> [WHAT YOU NEED TO DO]
Return all lines below containing the word "React".
"""
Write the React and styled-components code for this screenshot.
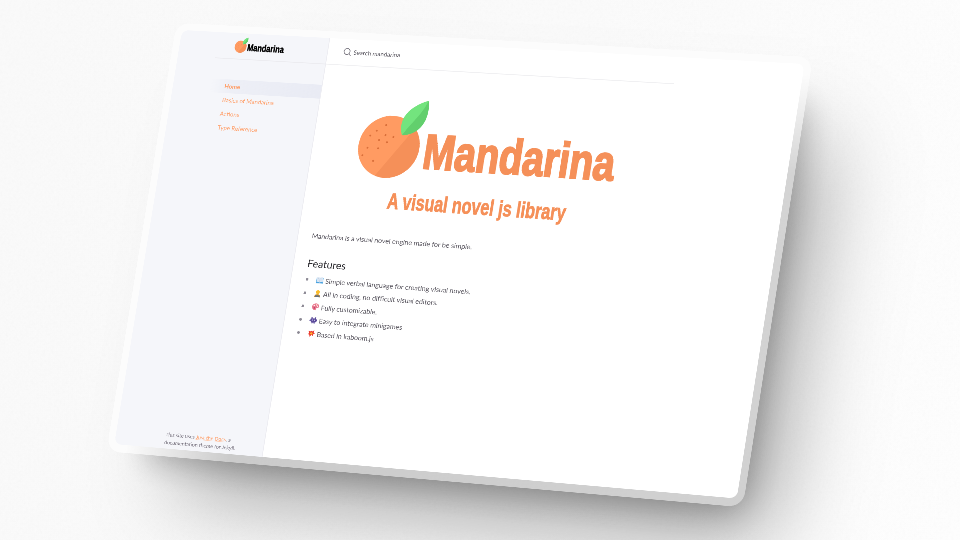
import React from "react";
import styled, { createGlobalStyle, css } from "styled-components";

const GlobalStyle = createGlobalStyle`
  body { margin: 0; }
  * { box-sizing: border-box; }
`;

const Scene = styled.main`
  position: relative;
  width: 960px;
  height: 540px;
  overflow: hidden;
  background: linear-gradient(100deg, #fafafa, #fbfbfb 55%, #fefefe);
  font-family: Lato, "Liberation Sans", sans-serif;
`;

const Grain = styled.svg`
  position: absolute;
  inset: 0;
  width: 100%;
  height: 100%;
  opacity: 0.04;
`;

const Stage = styled.div`
  position: relative;
  display: flow-root;
  width: 1434px;
  height: 963px;
  transform-origin: 0 0;
  transform: matrix3d(
    0.40799, 0.021618, 0, -0.000032462,
    -0.0709, 0.42762, 0, -0.00000519,
    0, 0, 1, 0,
    182, 30, 0, 1
  );
`;

const Slab = styled.div`
  width: 1466px;
  height: 997px;
  margin: -16px;
  padding: 16px 16px 18px;
  border-radius: 32px;
  background:
    linear-gradient(to right, #fcfcfc 3%, #cbcbcb 20%, #d1d1d1) bottom / 100% 40px no-repeat,
    linear-gradient(to bottom, #fcfcfc 4%, #d4d4d4 26%, #d1d1d1) right / 40px 100% no-repeat,
    #fcfcfc;
  box-shadow:
    50px 60px 70px -50px rgba(0, 0, 0, 0.28),
    120px 130px 190px -60px rgba(0, 0, 0, 0.36);
`;

const Site = styled.div`
  display: flex;
  height: 963px;
  overflow: hidden;
  border-radius: 16px;
  background: #fff;
`;

const Sidebar = styled.aside`
  display: flex;
  flex: 0 0 354px;
  flex-direction: column;
  padding-left: 90px;
  border-right: 2px solid #ededf2;
  background: #f5f6fa;
`;

const SiteHeader = styled.header`
  height: 61px;
  padding: 9px 0 0 42px;
  border-bottom: 2px solid #ececf0;
`;

const Nav = styled.nav`
  display: flex;
  flex-direction: column;
  padding-top: 47px;
`;

const NavItem = styled.a`
  height: 32px;
  padding-left: 33px;
  color: #ffa06b;
  font-size: 14px;
  line-height: 32px;
  ${(p) =>
    p.$active &&
    css`
      font-weight: 700;
      background: linear-gradient(-90deg, #e9ebf4, rgba(235, 237, 245, 0.8) 80%, transparent);
    `}
`;

const SiteFooter = styled.footer`
  margin-top: auto;
  padding: 0 40px 5px 28px;
  color: #77727e;
  font-size: 12px;
  line-height: 18px;
  white-space: nowrap;
`;

const FooterLink = styled.a`
  color: #ff9a62;
  text-decoration: underline;
  text-decoration-color: #ffc9aa;
`;

const Main = styled.div`
  width: 800px;
`;

const SearchBar = styled.div`
  display: flex;
  align-items: center;
  gap: 5px;
  height: 61px;
  padding-left: 36px;
  border-bottom: 2px solid #f0f0f2;
  color: #5c5962;
  font-size: 14px;
`;

const Content = styled.article`
  padding: 49px 32px;
  color: #5c5962;
  font-size: 16px;
  letter-spacing: -0.13px;
`;

const Hero = styled.svg`
  display: block;
  width: 620px;
  height: 300px;
  margin-left: 54px;
  overflow: visible;
  letter-spacing: 0;
`;

const SmallLogo = styled.svg`
  display: block;
  width: 125px;
  height: 44px;
  overflow: visible;
`;

const Lead = styled.p`
  margin: 31px 0 0;
  line-height: 24px;
`;

const SectionTitle = styled.h2`
  margin: 36px 0 0;
  color: #27262b;
  font-size: 24px;
  font-weight: 400;
  line-height: 30px;
  letter-spacing: 0;
`;

const FeatureList = styled.ul`
  margin: 7px 0 0;
  padding: 0;
  list-style: none;
`;

const Feature = styled.li`
  display: flex;
  align-items: center;
  height: 30.5px;
  letter-spacing: -0.06px;
  white-space: nowrap;
`;

const Bullet = styled.span`
  width: 6px;
  height: 6px;
  margin: 0 18px 0 2px;
  border-radius: 50%;
  background: #8d8a95;
`;

const Emoji = styled.svg`
  width: 18px;
  height: 18px;
  margin-right: 4px;
`;

const specks = [
  [517, 191], [497, 205], [484, 217], [519, 214], [506, 226], [538, 217],
  [525, 230], [482, 245], [507, 245], [473, 263], [500, 274],
];

function Fruit() {
  return (
    <g>
      <circle cx="531" cy="240" r="71" fill="#ff9b62" />
      <path d="M509 307.5 L585 194 A71 71 0 0 1 509 307.5Z" fill="#f59059" />
      {specks.map(([x, y]) => (
        <circle key={`${x}-${y}`} cx={x} cy={y} r="2.3" fill="#d96f3a" />
      ))}
      <path d="M557 212 C541 177 562 146 606 130 C615 160 606 208 557 212Z" fill="#73e47e" />
      <path d="M557 212 C575 180 595 164 606 130 C615 160 606 208 557 212Z" fill="#62cf6d" />
    </g>
  );
}

function Wordmark({ fill }) {
  return (
    <text
      x="613" y="284" fill={fill} stroke={fill} strokeWidth="4"
      fontFamily="Liberation Sans, Arial, sans-serif" fontWeight="700" fontSize="111"
      textLength="438" lengthAdjust="spacingAndGlyphs"
    >
      Mandarina
    </text>
  );
}

function BookIcon() {
  return (
    <Emoji viewBox="0 0 20 20">
      <path d="M1 4 H19 V18 H1Z" fill="#4aa3e0" />
      <path d="M2 3 Q6 1 10 4 Q14 1 18 3 V15 Q14 13 10 16 Q6 13 2 15Z" fill="#dce8f6" />
      <path d="M10 4V16M4 6L8 7M4 9L8 10M12 7L16 6M12 10L16 9" stroke="#b4c4d6" fill="none" />
    </Emoji>
  );
}

function CoderIcon() {
  return (
    <Emoji viewBox="0 0 20 20">
      <circle cx="10" cy="6" r="5" fill="#fbbd2b" />
      <path d="M2 19 Q2 11 10 11 Q18 11 18 19Z" fill="#d99a2e" />
      <path d="M5 14H15L17 19H3Z" fill="#68717d" />
    </Emoji>
  );
}

function PaletteIcon() {
  return (
    <Emoji viewBox="0 0 20 20">
      <path d="M10 1.5 C4 1.5 1 6 1 10 C1 15 5 18.5 10 18.5 C13 18.5 11 15 13 13 C15 11 19 13 19 9 C19 4 15 1.5 10 1.5Z" fill="#e8788e" />
      <circle cx="6" cy="7" r="1.6" fill="#fff" />
      <circle cx="12" cy="5" r="2" fill="#ffd4ca" />
      <circle cx="7" cy="13" r="2" fill="#b73561" />
      <circle cx="15" cy="8" r="1.6" fill="#fff" />
    </Emoji>
  );
}

function InvaderIcon() {
  return (
    <Emoji viewBox="0 0 20 20">
      <path d="M4 2H7V5H13V2H16V6H18V9H20V12H17V14H16V15H14V18H11V15H9V18H6V15H4V12H0V9H2V6H4Z" fill="#5b4b9a" />
      <path d="M6 8H8V11H6ZM12 8H14V11H12Z" fill="#cfc8ee" />
    </Emoji>
  );
}

function BoomIcon() {
  return (
    <Emoji viewBox="0 0 20 20">
      <path d="M9 3 12 5 17 1 16 7 19 10 15 12 15 16 11 14 6 19 6 14 2 12 4 9 2 3 7 5Z" fill="#ea3b30" />
      <path d="M10 6 11 8 14 9 12 11 11 14 9 12 6 12 7 9Z" fill="#ffb52e" />
    </Emoji>
  );
}

const features = [
  [BookIcon, "Simple verbal language for creating visual novels."],
  [CoderIcon, "All in coding, no difficult visual editors."],
  [PaletteIcon, "Fully customizable."],
  [InvaderIcon, "Easy to integrate minigames"],
  [BoomIcon, "Based in kaboom.js"],
];

export default function App() {
  return (
    <Scene>
      <GlobalStyle />
      <Grain>
        <filter id="grain">
          <feTurbulence type="fractalNoise" baseFrequency="0.35" numOctaves="3" />
          <feColorMatrix type="saturate" values="0" />
        </filter>
        <rect width="100%" height="100%" filter="url(#grain)" />
      </Grain>
      <Stage>
        <Slab>
          <Site>
            <Sidebar>
              <SiteHeader>
                <SmallLogo viewBox="460 129 628 221">
                  <Fruit />
                  <Wordmark fill="#000" />
                </SmallLogo>
              </SiteHeader>
              <Nav>
                <NavItem $active>Home</NavItem>
                <NavItem>Basics of Mandarina</NavItem>
                <NavItem>Actions</NavItem>
                <NavItem>Type Reference</NavItem>
              </Nav>
              <SiteFooter>
                This site uses <FooterLink>Just the Docs</FooterLink>, a
                <br />
                documentation theme for Jekyll.
              </SiteFooter>
            </Sidebar>
            <Main>
              <SearchBar>
                <svg width="19" height="19" viewBox="0 0 19 19" fill="none" stroke="#77747e" strokeWidth="1.7">
                  <circle cx="8.5" cy="8.5" r="7" />
                  <path d="M13.5 13.5 L18 18" />
                </svg>
                Search mandarina
              </SearchBar>
              <Content>
                <Hero viewBox="440 110 620 300">
                  <Fruit />
                  <Wordmark fill="#f59059" />
                  <text
                    x="548" y="380" fill="#f59059" stroke="#f59059" strokeWidth="1.5"
                    fontFamily="Liberation Sans, Arial, sans-serif" fontWeight="700" fontSize="50"
                    textLength="410" lengthAdjust="spacingAndGlyphs"
                  >
                    A visual novel js library
                  </text>
                </Hero>
                <Lead>Mandarina is a visual novel engine made for be simple.</Lead>
                <SectionTitle>Features</SectionTitle>
                <FeatureList>
                  {features.map(([Icon, label]) => (
                    <Feature key={label}>
                      <Bullet />
                      <Icon />
                      {label}
                    </Feature>
                  ))}
                </FeatureList>
              </Content>
            </Main>
          </Site>
        </Slab>
      </Stage>
    </Scene>
  );
}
"""
> [ANSWER TO THE EXERCISE]
Write the React and styled-components code for this screenshot.
import React from "react";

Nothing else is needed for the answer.